‌
‌
‌
‌
‌
‌
‌
‌
‌
‌
‌
‌
‌
‌
‌
‌

The Pillar blocks your path, eats your moves, and hides boxes you probably need right now.
That is why it feels annoying even though it looks soft and harmless. In Marble Sort, a Pillar is a rainbow-colored blocker that can be placed either horizontally or vertically across the level board. It usually sits between marble boxes and stops you from reaching the boxes behind it. To clear it, you do not tap the Pillar itself. You have to drop boxes that are touching it.
Simple rule. Tricky timing.
When you drop a box beside the Pillar, the Pillar reacts. It rotates, shrinks, and releases a new box from the part that shortened. Keep doing that until the Pillar becomes only 2 boxes long. At that final stage, dropping another nearby box makes it disappear completely.
That means the Pillar is not a one-hit blocker. It is a step-by-step blocker. Every hit changes the board.
Pillar is a rainbow blocker feature in Marble Sort. It can appear as a long rainbow bar across several spaces, and it can face different directions depending on the level.
You may see it:
The main job of the Pillar is to slow down your board opening. It blocks spaces, hides boxes, and forces you to spend several drops before you can fully reach the area it protects.
This matters because Marble Sort is not only about matching colors. You also have to control how many marbles are sitting on the conveyor. Drop too many bad colors, and the conveyor jams. The Pillar pushes you into that danger zone because it asks you to drop nearby boxes even when those boxes are not the colors you want.
Bad timing hurts.
The Pillar works through nearby box drops. Any box touching the Pillar can trigger it.
Here is the basic flow:
Find a box touching the Pillar Look for any box directly beside the Pillar. It can be above, below, left, or right of the rainbow body.
Drop that nearby box When the touching box drops, the Pillar activates.
The Pillar rotates and shrinks Its body gets shorter. This opens a little more space on the board.
A new box is released The shortened part of the Pillar releases a new marble box. This box may be useful, useless, or dangerous depending on the bottom boxes you currently have.
Repeat the process Long Pillars need several nearby drops. Keep hitting it through boxes that touch it.

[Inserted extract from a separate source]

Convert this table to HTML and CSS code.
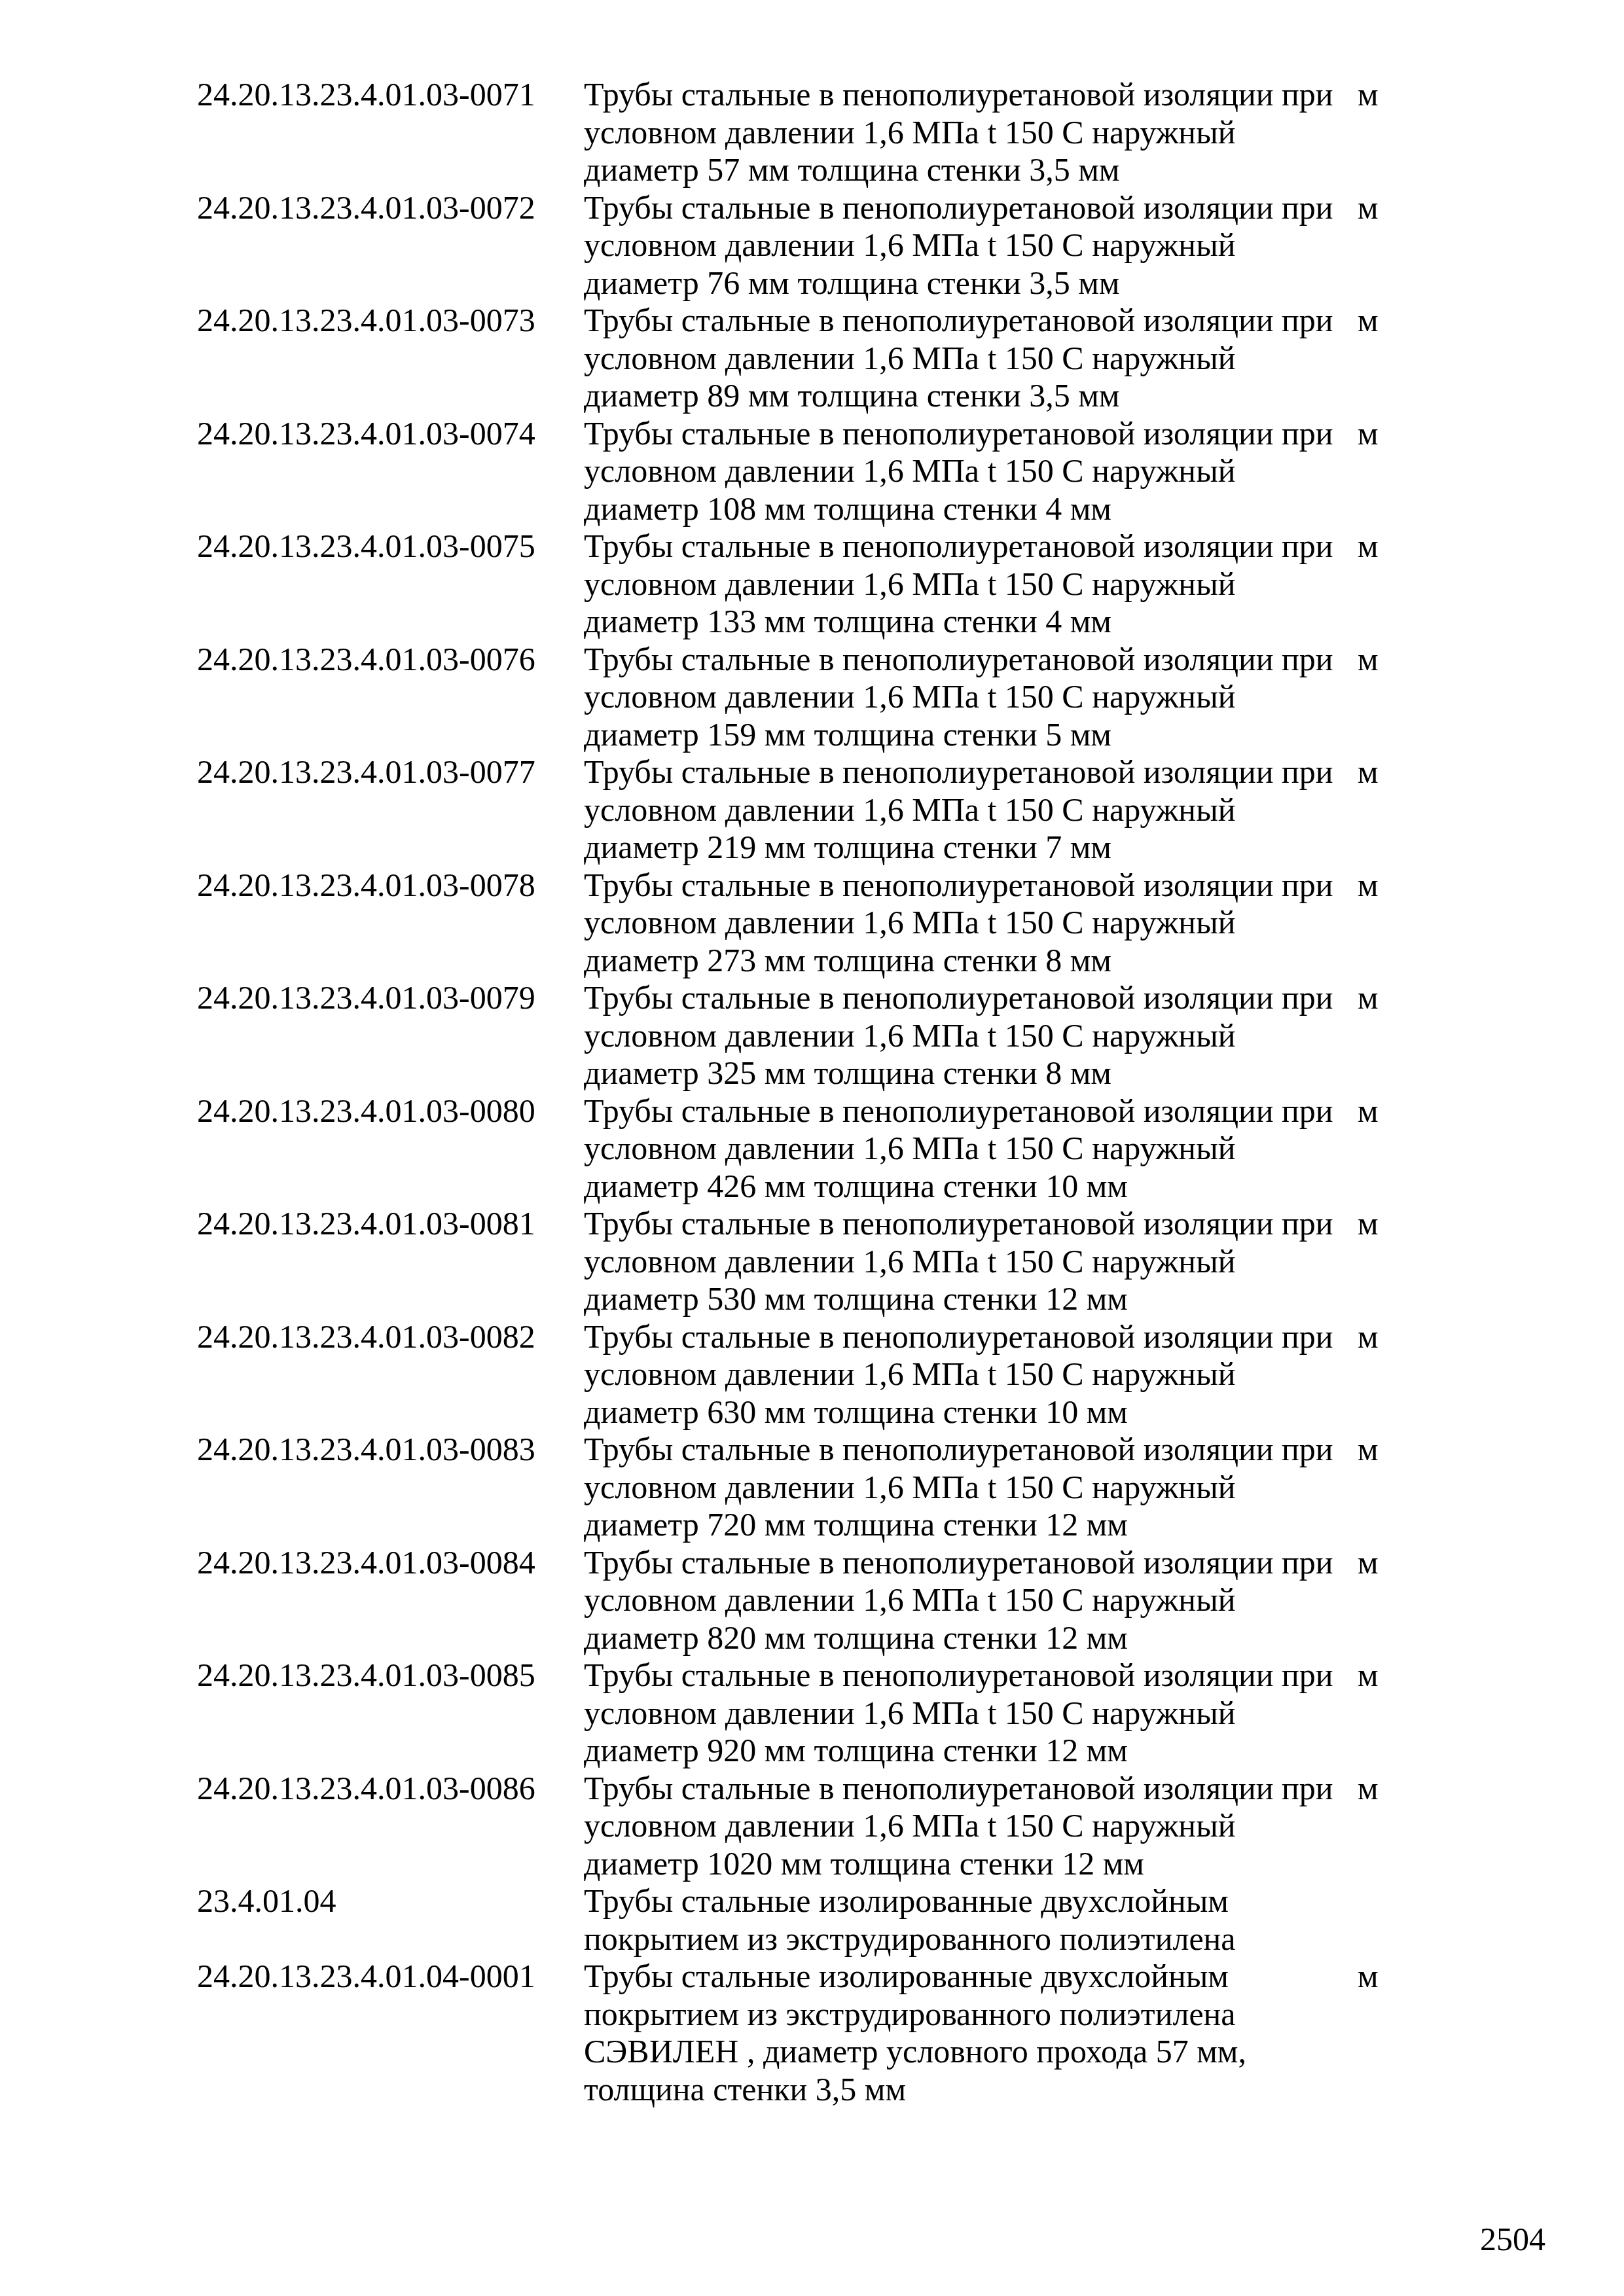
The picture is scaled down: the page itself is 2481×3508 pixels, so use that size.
FILE: index.html
```html
<!DOCTYPE html>
<html lang="ru">
<head>
<meta charset="utf-8">
<title>2504</title>
<link rel="stylesheet" href="styles.css">
</head>
<body>
<div class="page">
  <div class="list">
    <div class="code">24.20.13.23.4.01.03-0071</div><div class="desc">Трубы стальные в пенополиуретановой изоляции при<br>условном давлении 1,6 МПа t 150 С наружный<br>диаметр 57 мм толщина стенки 3,5 мм</div><div class="unit">м</div>
    <div class="code">24.20.13.23.4.01.03-0072</div><div class="desc">Трубы стальные в пенополиуретановой изоляции при<br>условном давлении 1,6 МПа t 150 С наружный<br>диаметр 76 мм толщина стенки 3,5 мм</div><div class="unit">м</div>
    <div class="code">24.20.13.23.4.01.03-0073</div><div class="desc">Трубы стальные в пенополиуретановой изоляции при<br>условном давлении 1,6 МПа t 150 С наружный<br>диаметр 89 мм толщина стенки 3,5 мм</div><div class="unit">м</div>
    <div class="code">24.20.13.23.4.01.03-0074</div><div class="desc">Трубы стальные в пенополиуретановой изоляции при<br>условном давлении 1,6 МПа t 150 С наружный<br>диаметр 108 мм толщина стенки 4 мм</div><div class="unit">м</div>
    <div class="code">24.20.13.23.4.01.03-0075</div><div class="desc">Трубы стальные в пенополиуретановой изоляции при<br>условном давлении 1,6 МПа t 150 С наружный<br>диаметр 133 мм толщина стенки 4 мм</div><div class="unit">м</div>
    <div class="code">24.20.13.23.4.01.03-0076</div><div class="desc">Трубы стальные в пенополиуретановой изоляции при<br>условном давлении 1,6 МПа t 150 С наружный<br>диаметр 159 мм толщина стенки 5 мм</div><div class="unit">м</div>
    <div class="code">24.20.13.23.4.01.03-0077</div><div class="desc">Трубы стальные в пенополиуретановой изоляции при<br>условном давлении 1,6 МПа t 150 С наружный<br>диаметр 219 мм толщина стенки 7 мм</div><div class="unit">м</div>
    <div class="code">24.20.13.23.4.01.03-0078</div><div class="desc">Трубы стальные в пенополиуретановой изоляции при<br>условном давлении 1,6 МПа t 150 С наружный<br>диаметр 273 мм толщина стенки 8 мм</div><div class="unit">м</div>
    <div class="code">24.20.13.23.4.01.03-0079</div><div class="desc">Трубы стальные в пенополиуретановой изоляции при<br>условном давлении 1,6 МПа t 150 С наружный<br>диаметр 325 мм толщина стенки 8 мм</div><div class="unit">м</div>
    <div class="code">24.20.13.23.4.01.03-0080</div><div class="desc">Трубы стальные в пенополиуретановой изоляции при<br>условном давлении 1,6 МПа t 150 С наружный<br>диаметр 426 мм толщина стенки 10 мм</div><div class="unit">м</div>
    <div class="code">24.20.13.23.4.01.03-0081</div><div class="desc">Трубы стальные в пенополиуретановой изоляции при<br>условном давлении 1,6 МПа t 150 С наружный<br>диаметр 530 мм толщина стенки 12 мм</div><div class="unit">м</div>
    <div class="code">24.20.13.23.4.01.03-0082</div><div class="desc">Трубы стальные в пенополиуретановой изоляции при<br>условном давлении 1,6 МПа t 150 С наружный<br>диаметр 630 мм толщина стенки 10 мм</div><div class="unit">м</div>
    <div class="code">24.20.13.23.4.01.03-0083</div><div class="desc">Трубы стальные в пенополиуретановой изоляции при<br>условном давлении 1,6 МПа t 150 С наружный<br>диаметр 720 мм толщина стенки 12 мм</div><div class="unit">м</div>
    <div class="code">24.20.13.23.4.01.03-0084</div><div class="desc">Трубы стальные в пенополиуретановой изоляции при<br>условном давлении 1,6 МПа t 150 С наружный<br>диаметр 820 мм толщина стенки 12 мм</div><div class="unit">м</div>
    <div class="code">24.20.13.23.4.01.03-0085</div><div class="desc">Трубы стальные в пенополиуретановой изоляции при<br>условном давлении 1,6 МПа t 150 С наружный<br>диаметр 920 мм толщина стенки 12 мм</div><div class="unit">м</div>
    <div class="code">24.20.13.23.4.01.03-0086</div><div class="desc">Трубы стальные в пенополиуретановой изоляции при<br>условном давлении 1,6 МПа t 150 С наружный<br>диаметр 1020 мм толщина стенки 12 мм</div><div class="unit">м</div>
    <div class="code">23.4.01.04</div><div class="desc">Трубы стальные изолированные двухслойным<br>покрытием из экструдированного полиэтилена</div><div class="unit"></div>
    <div class="code">24.20.13.23.4.01.04-0001</div><div class="desc">Трубы стальные изолированные двухслойным<br>покрытием из экструдированного полиэтилена<br>СЭВИЛЕН , диаметр условного прохода 57 мм,<br>толщина стенки 3,5 мм</div><div class="unit">м</div>
  </div>
  <div class="page-number">2504</div>
</div>
</body>
</html>
```

FILE: styles.css
```css
html, body {
  margin: 0;
  padding: 0;
  background: #ffffff;
}

body {
  width: 2481px;
  min-height: 3508px;
  color: #000000;
  font-family: "Liberation Serif", "Times New Roman", serif;
  font-size: 50px;
  line-height: 57.5px;
}

.page {
  display: flex;
  flex-direction: column;
  padding: 116px 120px 0 301px;
}

.list {
  display: grid;
  grid-template-columns: 591px 1182px auto;
}

.code,
.desc,
.unit {
  white-space: nowrap;
}

.page-number {
  margin-top: 172px;
  text-align: right;
}
```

Remove the final short Pillar When the Pillar is only 2 boxes long, one more nearby drop removes it completely.
That final part is important. Do not assume the Pillar is gone just because it looks short. If it still takes up two spaces, it can still block the board.
The Pillar is a blocker because it stops normal access to boxes. You cannot always reach the box you want. You may have to work around the Pillar, shrink it, and reveal new boxes one by one.
That makes the level slower.
A normal box gives you marbles immediately. A Pillar asks for extra setup first. You spend a move to hit the Pillar, then the Pillar releases another box, then you still need to decide whether that new box is safe to drop. On easy levels, this feels fine. On hard levels, it becomes a real problem because the colors you need most may be hidden behind the last section of the Pillar.
The game loves doing this.
You may clear half the board, run low on space, and then realize the red or yellow box you needed was sitting behind the final two-space Pillar the whole time. That is how Pillar levels trap impatient players.
The best way to handle Pillar is to treat it like a controlled opening, not a random blocker. Do not hit every nearby box just because it is available.
Use this plan:
Check what the Pillar is blocking Before dropping anything, look at the spaces behind the Pillar. If it blocks a large section of the board, make it a priority.
Match Pillar hits with useful colors If a touching box has marbles that can fill bottom boxes right now, drop it. That gives you progress and shrinks the Pillar at the same time.
Avoid dead colors Do not hit the Pillar with a color that has no open bottom box unless you have conveyor space. A bad hit can leave marbles circling with nowhere to go.
Clear one Pillar fully when possible Several half-shrunk Pillars still block the board. One cleared Pillar gives you real space.
Prepare before the final hit When the Pillar reaches 2 boxes long, pause for a second. Clear bottom boxes first if you can. The final hit may release a box that dumps important marbles, and you want room ready.
If two Pillars are close together, do not always clear the shorter one first. Sometimes the better play is to shrink the longer Pillar until it releases a box near the second Pillar. That new box can become your next trigger, letting you cut through both blockers with fewer wasted drops.
This trick is especially useful when the board gives you awkward colors near the start. Use the bad color as the first hit only if the conveyor has room, then use the released box to continue the chain. It feels risky, but it saves moves when the level is packed.